Margaret Baba Diri (29 June 1954 – 9 January 2025) was an Ugandan politician, teacher and activist. She was visually impaired and was first elected to the Ugandan Parliament as a representative of people with disabilities in 1996. Prior to entering politics she worked as a teacher at St. Charles Lwanga in Koboko between 1976 and 1990 and also as a gender development officer at National Union of Disabled Persons of Uganda (NUDIPU) between 1992 and 1996.

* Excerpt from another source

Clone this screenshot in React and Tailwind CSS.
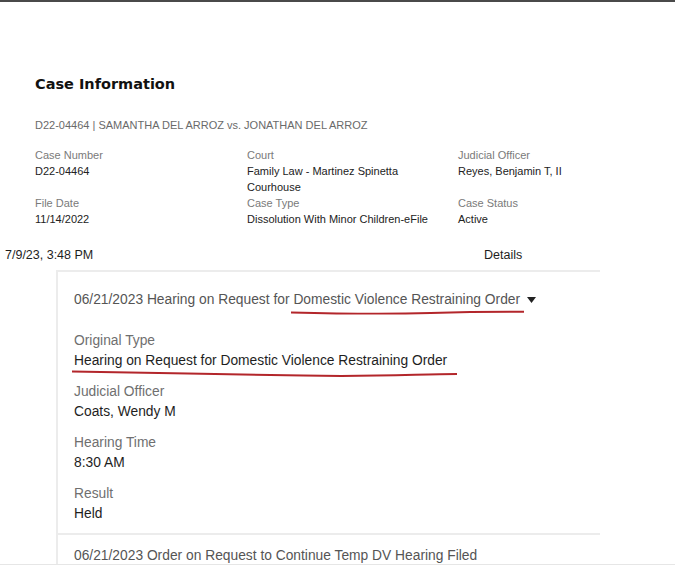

== Early life and education ==
Margaret Baba Diri was born on 29 June 1954. She held a Diploma in Education from the National Teachers College Kyambogo. She also obtained a Bachelor in Adult and Community Education from Kyambogo University.

== Career ==
Margaret Baba Diri started her career as a teacher at St. Charles Lwanga Koboko between 1976 and 1990 and as a gender development officer at the National Union of Disabled Persons of Uganda (NUDIPU) between 1992 and 1996.

She later entered politics as a representative of persons with disabilities. She was in Parliament for five terms from 1996 during which she also represented Koboko as a Woman MP. Diri was a member of the Parliamentary Committee on Commissions, State Authorities and State Enterprises and Education and Sports.

== Personal life and death ==
Diri was a widow. She died on 9 January 2025, shortly after the confirmation of MP Muhammad Ssegirinya's death. Diri was 70.